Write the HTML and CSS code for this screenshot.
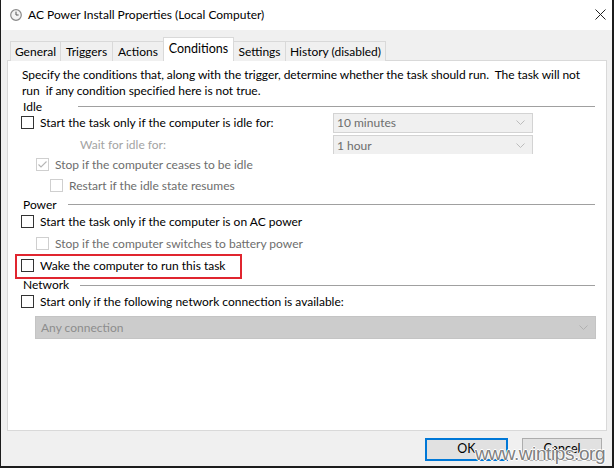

------

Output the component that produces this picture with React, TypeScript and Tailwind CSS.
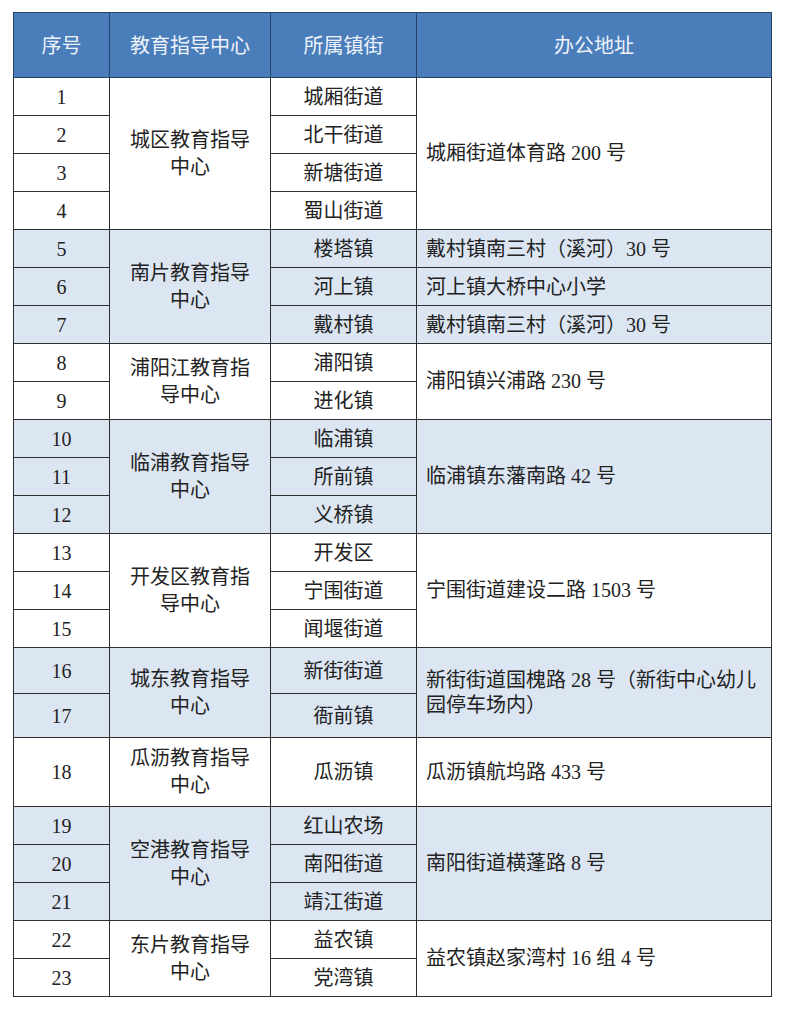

------

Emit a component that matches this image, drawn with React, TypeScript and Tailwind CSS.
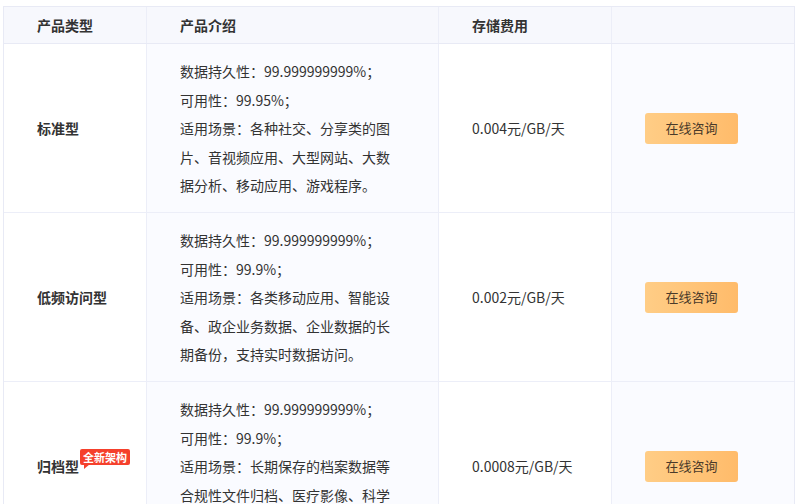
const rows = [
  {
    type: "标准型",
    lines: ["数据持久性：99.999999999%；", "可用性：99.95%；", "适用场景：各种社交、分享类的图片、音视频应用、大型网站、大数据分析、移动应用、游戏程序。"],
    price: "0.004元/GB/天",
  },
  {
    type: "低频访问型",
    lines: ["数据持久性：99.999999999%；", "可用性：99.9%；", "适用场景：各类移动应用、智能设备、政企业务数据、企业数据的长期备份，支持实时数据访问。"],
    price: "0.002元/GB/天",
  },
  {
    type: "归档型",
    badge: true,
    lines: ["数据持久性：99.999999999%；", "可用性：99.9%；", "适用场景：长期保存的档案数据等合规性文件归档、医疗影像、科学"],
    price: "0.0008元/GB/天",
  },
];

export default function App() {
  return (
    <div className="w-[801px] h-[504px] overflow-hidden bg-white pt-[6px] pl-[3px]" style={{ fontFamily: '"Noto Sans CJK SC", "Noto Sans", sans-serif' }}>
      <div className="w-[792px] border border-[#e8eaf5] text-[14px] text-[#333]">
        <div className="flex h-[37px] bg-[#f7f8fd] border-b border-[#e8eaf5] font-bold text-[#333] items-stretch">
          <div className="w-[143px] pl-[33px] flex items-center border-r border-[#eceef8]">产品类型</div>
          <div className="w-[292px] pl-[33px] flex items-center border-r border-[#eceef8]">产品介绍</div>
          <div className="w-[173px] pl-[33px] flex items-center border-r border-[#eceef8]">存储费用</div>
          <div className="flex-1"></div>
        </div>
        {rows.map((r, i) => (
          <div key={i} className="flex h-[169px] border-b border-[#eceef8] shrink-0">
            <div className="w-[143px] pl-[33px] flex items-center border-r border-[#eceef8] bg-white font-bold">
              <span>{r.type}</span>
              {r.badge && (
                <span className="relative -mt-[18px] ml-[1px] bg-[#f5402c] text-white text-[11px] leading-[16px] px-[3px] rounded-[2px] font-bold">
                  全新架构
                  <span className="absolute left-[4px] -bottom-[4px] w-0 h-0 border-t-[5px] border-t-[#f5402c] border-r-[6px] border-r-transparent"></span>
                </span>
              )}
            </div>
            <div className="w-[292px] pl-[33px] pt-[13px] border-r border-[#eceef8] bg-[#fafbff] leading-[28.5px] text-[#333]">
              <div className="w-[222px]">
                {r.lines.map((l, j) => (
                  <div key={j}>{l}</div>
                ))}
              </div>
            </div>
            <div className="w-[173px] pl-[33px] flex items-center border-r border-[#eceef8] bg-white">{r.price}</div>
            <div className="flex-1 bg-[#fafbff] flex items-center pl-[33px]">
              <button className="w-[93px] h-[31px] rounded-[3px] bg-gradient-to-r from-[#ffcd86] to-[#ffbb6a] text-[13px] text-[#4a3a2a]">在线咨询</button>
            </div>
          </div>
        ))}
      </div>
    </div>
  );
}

------

Your task:
Of the lines in the records, how many contain the word "TypeScript"? Answer with the number and nothing else.

Finished task:
2